### What you are asked to do
In the records below, find the line containing "Convert this screenshot" and the line containing "import React from". Give again exactly those lines and every line between them, omitting the pictures.

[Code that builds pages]
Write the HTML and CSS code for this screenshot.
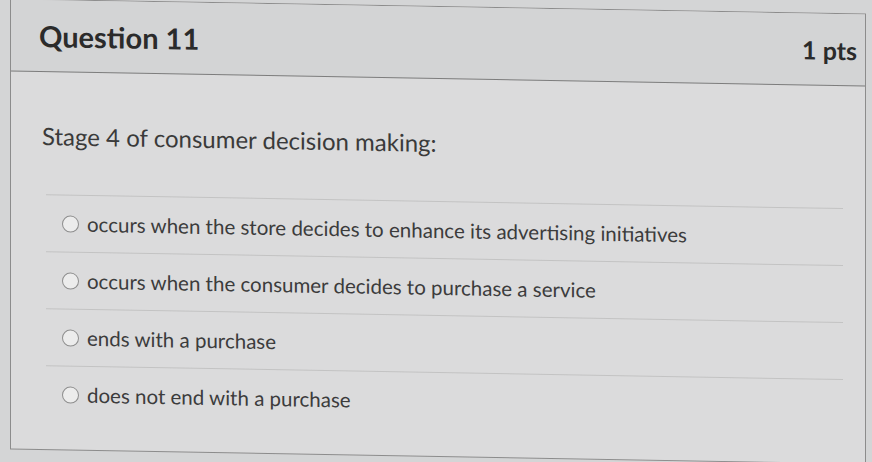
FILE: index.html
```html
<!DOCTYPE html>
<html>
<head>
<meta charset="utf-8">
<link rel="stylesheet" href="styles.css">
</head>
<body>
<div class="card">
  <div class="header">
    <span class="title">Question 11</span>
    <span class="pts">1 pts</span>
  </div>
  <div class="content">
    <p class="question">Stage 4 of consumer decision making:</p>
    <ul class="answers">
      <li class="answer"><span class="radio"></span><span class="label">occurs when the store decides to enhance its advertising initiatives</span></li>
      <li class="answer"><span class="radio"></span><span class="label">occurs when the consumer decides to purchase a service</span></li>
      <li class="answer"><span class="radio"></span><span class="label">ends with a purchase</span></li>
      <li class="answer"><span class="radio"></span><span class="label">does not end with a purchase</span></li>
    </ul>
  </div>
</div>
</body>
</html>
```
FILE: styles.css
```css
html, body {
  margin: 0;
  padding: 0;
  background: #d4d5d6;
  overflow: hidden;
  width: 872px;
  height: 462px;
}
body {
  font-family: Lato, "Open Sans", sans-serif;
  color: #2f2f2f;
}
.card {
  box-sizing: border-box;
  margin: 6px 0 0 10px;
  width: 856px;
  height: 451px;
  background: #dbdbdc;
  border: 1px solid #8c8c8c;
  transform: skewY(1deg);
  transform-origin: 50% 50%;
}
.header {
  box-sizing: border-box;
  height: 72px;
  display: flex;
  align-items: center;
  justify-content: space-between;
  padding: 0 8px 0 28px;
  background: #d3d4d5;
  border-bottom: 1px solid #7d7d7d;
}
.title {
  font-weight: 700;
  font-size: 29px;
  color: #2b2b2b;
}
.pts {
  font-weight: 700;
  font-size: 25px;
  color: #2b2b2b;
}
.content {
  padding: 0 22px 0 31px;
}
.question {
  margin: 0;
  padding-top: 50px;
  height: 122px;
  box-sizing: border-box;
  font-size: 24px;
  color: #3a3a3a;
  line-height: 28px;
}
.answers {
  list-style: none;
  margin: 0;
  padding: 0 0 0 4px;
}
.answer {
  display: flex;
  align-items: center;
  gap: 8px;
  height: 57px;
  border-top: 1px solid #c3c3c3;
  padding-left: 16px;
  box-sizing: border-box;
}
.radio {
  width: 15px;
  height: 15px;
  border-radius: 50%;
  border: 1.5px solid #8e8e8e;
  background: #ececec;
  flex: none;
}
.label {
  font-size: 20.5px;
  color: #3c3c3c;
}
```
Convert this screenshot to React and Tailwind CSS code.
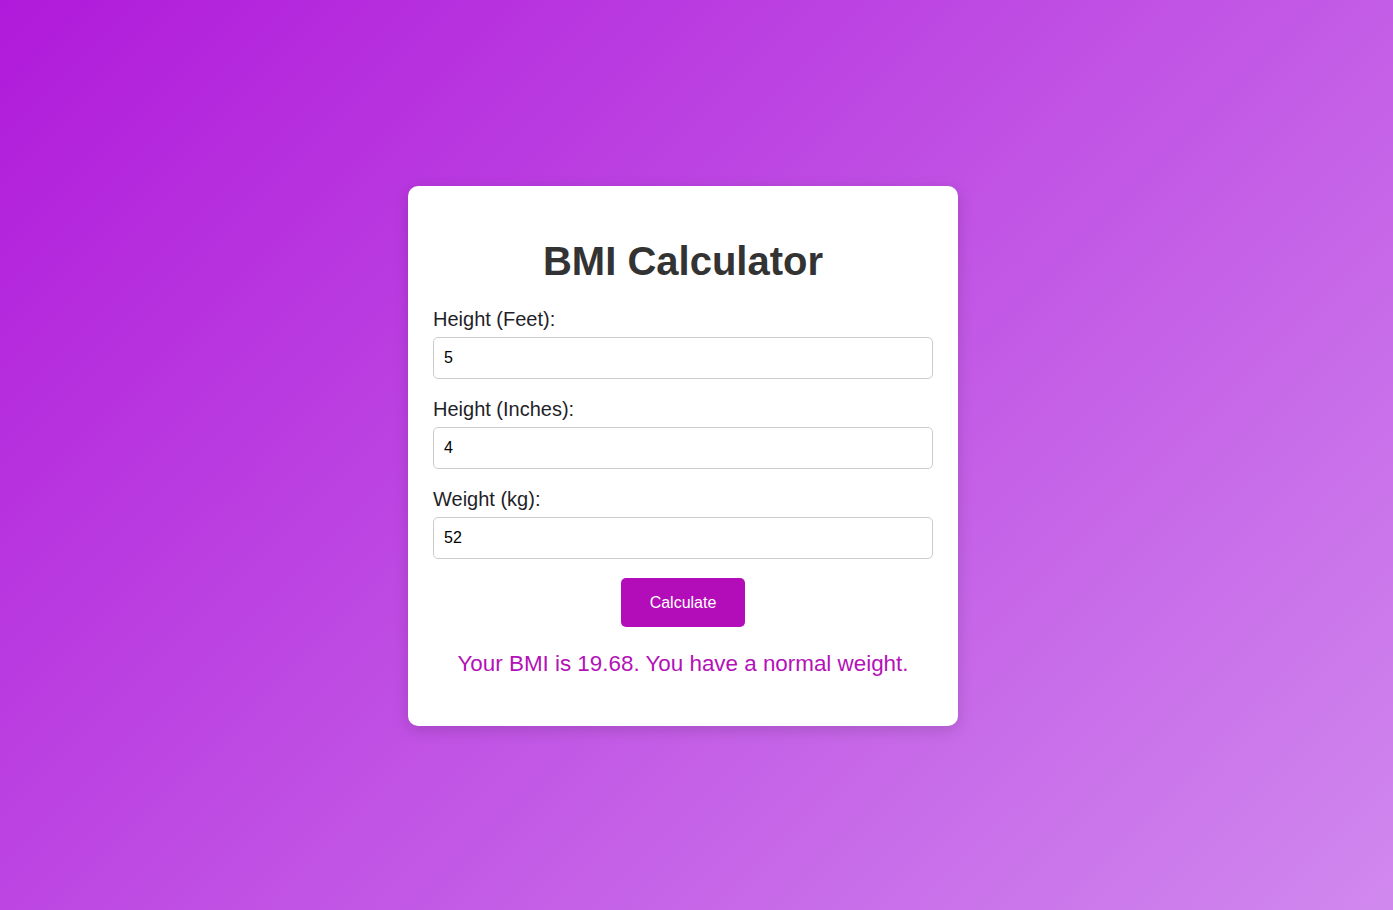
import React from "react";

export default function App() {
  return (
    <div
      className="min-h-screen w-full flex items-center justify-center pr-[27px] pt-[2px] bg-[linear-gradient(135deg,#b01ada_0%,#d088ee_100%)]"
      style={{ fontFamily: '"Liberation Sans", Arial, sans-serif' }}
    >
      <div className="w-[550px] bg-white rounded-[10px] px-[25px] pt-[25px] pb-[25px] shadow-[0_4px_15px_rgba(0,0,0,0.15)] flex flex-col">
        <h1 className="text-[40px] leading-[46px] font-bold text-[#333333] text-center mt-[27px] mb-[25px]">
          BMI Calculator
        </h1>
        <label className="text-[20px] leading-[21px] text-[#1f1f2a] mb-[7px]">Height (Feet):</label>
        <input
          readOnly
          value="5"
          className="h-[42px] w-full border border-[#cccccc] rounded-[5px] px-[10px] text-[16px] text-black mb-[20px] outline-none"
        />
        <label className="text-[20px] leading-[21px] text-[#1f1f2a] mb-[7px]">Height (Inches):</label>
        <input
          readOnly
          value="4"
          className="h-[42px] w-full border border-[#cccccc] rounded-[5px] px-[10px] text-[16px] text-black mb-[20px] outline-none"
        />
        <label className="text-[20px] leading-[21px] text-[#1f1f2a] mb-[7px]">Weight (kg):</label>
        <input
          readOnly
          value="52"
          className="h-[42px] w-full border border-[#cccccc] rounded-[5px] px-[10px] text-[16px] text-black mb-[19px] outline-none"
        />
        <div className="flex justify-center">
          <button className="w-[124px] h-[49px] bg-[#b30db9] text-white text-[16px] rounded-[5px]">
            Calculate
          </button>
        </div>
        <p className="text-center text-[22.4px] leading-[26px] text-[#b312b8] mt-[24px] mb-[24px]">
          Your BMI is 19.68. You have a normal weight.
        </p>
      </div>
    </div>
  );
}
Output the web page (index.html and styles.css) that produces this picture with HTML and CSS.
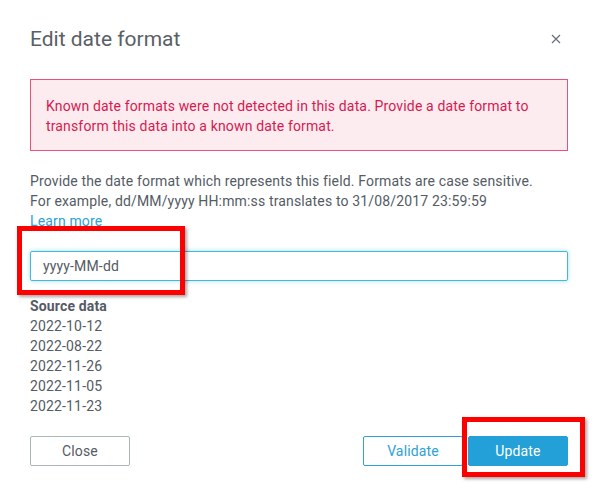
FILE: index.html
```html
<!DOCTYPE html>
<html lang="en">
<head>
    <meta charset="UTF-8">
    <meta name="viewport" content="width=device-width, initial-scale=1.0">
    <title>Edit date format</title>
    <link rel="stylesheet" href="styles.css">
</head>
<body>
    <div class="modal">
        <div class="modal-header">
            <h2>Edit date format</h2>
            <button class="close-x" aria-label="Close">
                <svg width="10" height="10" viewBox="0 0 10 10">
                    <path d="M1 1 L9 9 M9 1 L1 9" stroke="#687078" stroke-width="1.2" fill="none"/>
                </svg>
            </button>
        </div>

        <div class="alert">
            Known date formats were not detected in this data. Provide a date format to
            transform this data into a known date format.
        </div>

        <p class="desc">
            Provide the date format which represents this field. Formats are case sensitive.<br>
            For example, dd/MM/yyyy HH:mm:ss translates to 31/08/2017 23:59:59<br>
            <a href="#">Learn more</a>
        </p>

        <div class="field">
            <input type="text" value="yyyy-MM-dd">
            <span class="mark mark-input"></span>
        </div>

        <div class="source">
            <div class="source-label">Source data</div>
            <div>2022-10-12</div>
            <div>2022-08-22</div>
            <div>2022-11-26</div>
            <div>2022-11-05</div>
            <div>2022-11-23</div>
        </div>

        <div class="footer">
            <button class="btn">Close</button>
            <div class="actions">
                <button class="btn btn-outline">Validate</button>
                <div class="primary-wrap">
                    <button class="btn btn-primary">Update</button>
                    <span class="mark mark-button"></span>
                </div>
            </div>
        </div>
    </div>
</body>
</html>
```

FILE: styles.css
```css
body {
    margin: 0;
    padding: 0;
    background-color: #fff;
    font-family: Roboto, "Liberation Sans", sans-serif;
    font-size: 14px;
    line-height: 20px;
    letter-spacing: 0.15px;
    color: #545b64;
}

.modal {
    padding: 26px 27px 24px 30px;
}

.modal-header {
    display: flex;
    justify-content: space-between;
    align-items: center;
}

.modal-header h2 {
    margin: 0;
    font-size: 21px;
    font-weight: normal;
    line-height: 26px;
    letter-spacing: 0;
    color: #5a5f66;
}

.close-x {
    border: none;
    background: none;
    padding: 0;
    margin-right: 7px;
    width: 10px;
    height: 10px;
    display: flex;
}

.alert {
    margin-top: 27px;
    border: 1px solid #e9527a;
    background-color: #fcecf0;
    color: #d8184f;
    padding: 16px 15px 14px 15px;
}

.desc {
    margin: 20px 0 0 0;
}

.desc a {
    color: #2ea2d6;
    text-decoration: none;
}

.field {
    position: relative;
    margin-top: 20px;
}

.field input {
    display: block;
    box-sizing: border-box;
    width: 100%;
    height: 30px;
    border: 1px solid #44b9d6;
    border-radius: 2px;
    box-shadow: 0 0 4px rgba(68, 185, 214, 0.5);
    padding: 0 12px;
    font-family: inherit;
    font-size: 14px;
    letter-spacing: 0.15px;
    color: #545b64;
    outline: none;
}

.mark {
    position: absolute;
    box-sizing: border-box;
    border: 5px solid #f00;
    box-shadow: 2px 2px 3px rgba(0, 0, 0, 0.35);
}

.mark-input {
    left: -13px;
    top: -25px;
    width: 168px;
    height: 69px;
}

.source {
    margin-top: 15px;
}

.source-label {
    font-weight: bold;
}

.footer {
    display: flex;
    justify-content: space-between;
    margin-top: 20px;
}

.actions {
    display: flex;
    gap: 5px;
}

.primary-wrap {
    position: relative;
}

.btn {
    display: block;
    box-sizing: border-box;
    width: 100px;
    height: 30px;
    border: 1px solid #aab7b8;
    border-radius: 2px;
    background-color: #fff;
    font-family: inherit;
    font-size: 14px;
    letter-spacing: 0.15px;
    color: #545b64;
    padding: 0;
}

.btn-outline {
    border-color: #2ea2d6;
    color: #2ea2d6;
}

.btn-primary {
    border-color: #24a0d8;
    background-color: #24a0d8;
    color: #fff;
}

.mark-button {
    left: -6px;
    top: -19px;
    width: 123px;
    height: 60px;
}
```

### The output
Convert this screenshot to React and Tailwind CSS code.
import React from "react";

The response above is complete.